▶ Supplied records:

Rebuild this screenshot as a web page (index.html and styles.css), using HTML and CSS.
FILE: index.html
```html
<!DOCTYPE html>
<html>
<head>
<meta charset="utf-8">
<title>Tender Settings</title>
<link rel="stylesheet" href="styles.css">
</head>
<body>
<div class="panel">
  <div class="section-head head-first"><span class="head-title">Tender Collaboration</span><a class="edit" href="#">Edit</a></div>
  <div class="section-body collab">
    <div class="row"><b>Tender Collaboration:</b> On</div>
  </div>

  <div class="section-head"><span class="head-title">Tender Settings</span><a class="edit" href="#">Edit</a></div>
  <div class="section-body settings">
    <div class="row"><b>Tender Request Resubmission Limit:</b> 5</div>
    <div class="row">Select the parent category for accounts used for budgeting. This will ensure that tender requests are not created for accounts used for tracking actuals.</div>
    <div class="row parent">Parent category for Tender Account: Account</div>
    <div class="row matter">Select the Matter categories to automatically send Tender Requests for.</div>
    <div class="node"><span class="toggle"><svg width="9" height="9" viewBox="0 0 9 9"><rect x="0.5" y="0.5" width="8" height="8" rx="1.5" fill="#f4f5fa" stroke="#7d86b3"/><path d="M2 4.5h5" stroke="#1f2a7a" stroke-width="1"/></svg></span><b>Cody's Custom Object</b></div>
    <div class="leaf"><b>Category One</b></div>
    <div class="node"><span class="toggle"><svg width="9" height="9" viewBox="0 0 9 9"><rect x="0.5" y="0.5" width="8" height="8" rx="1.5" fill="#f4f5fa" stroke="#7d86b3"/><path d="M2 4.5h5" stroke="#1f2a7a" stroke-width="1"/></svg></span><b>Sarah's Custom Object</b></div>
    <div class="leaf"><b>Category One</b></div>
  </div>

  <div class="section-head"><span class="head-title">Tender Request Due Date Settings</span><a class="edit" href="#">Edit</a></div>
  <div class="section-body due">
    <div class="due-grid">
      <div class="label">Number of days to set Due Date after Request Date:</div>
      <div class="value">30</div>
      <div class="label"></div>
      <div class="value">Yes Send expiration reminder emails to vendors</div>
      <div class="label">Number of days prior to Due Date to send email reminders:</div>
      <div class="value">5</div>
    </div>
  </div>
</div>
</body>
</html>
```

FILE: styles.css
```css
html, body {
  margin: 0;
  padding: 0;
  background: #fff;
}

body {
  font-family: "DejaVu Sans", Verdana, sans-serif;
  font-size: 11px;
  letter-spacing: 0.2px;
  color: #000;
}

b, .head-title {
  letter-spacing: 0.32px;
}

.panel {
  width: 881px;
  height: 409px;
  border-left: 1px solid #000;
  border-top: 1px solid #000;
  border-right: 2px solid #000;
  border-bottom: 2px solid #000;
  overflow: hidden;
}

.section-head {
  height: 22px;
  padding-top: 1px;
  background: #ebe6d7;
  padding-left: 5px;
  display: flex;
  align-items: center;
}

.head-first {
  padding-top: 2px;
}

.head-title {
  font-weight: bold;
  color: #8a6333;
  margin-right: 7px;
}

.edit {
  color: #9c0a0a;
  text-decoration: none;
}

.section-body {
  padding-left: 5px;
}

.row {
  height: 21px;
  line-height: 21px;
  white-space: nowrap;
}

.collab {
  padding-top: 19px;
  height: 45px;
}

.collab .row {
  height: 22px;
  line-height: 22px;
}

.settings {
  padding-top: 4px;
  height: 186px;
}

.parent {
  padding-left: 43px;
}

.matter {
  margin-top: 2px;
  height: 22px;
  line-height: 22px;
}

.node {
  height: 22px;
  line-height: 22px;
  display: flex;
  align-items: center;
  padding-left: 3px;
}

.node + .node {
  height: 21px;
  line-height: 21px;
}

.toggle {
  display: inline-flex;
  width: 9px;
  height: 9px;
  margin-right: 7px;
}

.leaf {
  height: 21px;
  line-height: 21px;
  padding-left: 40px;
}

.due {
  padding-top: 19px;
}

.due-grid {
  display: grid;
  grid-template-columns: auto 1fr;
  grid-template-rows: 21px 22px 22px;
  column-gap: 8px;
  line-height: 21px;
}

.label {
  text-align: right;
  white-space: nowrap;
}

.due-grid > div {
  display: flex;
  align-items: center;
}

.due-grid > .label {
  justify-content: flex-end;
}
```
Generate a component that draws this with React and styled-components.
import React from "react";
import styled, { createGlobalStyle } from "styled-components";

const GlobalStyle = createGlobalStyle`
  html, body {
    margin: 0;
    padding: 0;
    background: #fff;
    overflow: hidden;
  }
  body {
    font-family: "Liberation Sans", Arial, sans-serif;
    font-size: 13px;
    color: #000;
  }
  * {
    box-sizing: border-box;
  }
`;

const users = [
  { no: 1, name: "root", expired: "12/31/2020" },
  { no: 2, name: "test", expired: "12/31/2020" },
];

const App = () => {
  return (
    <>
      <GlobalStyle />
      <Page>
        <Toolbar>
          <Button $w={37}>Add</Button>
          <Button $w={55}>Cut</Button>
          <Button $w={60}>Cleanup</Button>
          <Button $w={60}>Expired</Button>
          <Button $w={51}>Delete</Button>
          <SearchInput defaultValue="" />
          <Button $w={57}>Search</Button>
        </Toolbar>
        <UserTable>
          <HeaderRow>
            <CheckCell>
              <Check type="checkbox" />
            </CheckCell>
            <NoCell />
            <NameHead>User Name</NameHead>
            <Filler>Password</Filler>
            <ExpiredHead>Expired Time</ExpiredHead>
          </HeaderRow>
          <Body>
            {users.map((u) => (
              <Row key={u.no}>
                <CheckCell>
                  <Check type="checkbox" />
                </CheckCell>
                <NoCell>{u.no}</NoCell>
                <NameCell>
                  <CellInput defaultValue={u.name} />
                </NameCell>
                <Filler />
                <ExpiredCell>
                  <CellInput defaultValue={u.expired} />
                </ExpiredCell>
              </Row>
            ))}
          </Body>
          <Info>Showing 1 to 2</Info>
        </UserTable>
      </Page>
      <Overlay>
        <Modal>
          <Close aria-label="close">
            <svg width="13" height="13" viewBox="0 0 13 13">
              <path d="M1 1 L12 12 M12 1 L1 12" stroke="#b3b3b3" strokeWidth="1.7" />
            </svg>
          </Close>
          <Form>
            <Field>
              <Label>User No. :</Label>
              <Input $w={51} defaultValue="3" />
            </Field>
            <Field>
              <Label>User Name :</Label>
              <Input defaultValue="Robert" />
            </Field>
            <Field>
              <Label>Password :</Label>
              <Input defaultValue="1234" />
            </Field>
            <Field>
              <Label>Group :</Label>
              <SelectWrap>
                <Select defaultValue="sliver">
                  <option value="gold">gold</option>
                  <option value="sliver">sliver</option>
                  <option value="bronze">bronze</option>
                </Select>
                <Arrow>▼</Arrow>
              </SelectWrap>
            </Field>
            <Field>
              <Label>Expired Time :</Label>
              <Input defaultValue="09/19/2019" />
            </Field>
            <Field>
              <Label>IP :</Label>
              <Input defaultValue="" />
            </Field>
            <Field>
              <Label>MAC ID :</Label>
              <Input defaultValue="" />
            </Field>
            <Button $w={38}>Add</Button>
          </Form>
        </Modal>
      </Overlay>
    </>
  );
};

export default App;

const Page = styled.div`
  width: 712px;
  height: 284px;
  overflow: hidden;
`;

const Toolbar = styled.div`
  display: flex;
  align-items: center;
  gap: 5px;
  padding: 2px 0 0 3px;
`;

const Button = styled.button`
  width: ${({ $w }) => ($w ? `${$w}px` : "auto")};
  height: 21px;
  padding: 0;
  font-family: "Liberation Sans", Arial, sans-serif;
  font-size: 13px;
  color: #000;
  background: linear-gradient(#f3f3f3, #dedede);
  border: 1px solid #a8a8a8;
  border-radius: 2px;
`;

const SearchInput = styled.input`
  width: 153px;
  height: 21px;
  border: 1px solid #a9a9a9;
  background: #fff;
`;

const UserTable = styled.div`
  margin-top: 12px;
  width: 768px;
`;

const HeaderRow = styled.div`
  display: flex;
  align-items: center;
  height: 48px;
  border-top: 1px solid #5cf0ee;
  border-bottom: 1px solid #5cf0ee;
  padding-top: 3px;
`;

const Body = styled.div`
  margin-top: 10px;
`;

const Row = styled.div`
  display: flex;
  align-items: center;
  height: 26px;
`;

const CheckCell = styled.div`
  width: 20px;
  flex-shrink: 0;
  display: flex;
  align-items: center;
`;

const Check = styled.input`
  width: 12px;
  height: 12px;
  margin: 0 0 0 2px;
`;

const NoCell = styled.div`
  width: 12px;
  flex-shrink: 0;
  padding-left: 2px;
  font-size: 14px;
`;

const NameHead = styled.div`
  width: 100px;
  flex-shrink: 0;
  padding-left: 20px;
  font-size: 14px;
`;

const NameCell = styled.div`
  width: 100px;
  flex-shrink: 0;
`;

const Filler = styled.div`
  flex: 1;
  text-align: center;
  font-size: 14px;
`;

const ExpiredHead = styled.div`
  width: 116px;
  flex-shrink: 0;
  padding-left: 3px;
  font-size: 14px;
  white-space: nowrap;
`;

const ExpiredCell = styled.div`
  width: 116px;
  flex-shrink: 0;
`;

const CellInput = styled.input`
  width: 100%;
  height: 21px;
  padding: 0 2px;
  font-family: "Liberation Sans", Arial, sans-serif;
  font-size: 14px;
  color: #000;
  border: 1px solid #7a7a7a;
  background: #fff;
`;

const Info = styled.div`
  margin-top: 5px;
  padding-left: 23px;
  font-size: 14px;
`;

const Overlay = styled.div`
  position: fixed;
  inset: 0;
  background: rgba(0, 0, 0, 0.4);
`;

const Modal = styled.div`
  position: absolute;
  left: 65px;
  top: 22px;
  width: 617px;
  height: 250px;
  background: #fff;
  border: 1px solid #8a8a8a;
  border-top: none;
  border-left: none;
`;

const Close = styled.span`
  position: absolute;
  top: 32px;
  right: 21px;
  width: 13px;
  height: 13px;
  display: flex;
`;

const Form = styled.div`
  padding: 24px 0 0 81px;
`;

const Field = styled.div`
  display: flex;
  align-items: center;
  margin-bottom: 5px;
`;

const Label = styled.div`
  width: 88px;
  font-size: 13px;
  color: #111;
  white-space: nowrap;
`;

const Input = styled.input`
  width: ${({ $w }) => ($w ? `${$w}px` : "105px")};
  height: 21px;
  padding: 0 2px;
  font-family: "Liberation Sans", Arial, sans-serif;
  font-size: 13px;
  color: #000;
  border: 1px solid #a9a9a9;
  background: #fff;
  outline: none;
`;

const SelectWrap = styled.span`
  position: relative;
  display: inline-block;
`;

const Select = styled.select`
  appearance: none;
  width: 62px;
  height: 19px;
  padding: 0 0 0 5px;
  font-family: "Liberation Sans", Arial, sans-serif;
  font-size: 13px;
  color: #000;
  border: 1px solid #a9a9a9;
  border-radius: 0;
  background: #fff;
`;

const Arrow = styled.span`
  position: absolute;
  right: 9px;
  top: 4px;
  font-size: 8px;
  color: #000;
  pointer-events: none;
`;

▶ To do:
Go through the data and gather every line that holds "components".

▶ Response for this exercise:
Generate a component that draws this with React and styled-components.
import styled, { createGlobalStyle } from "styled-components";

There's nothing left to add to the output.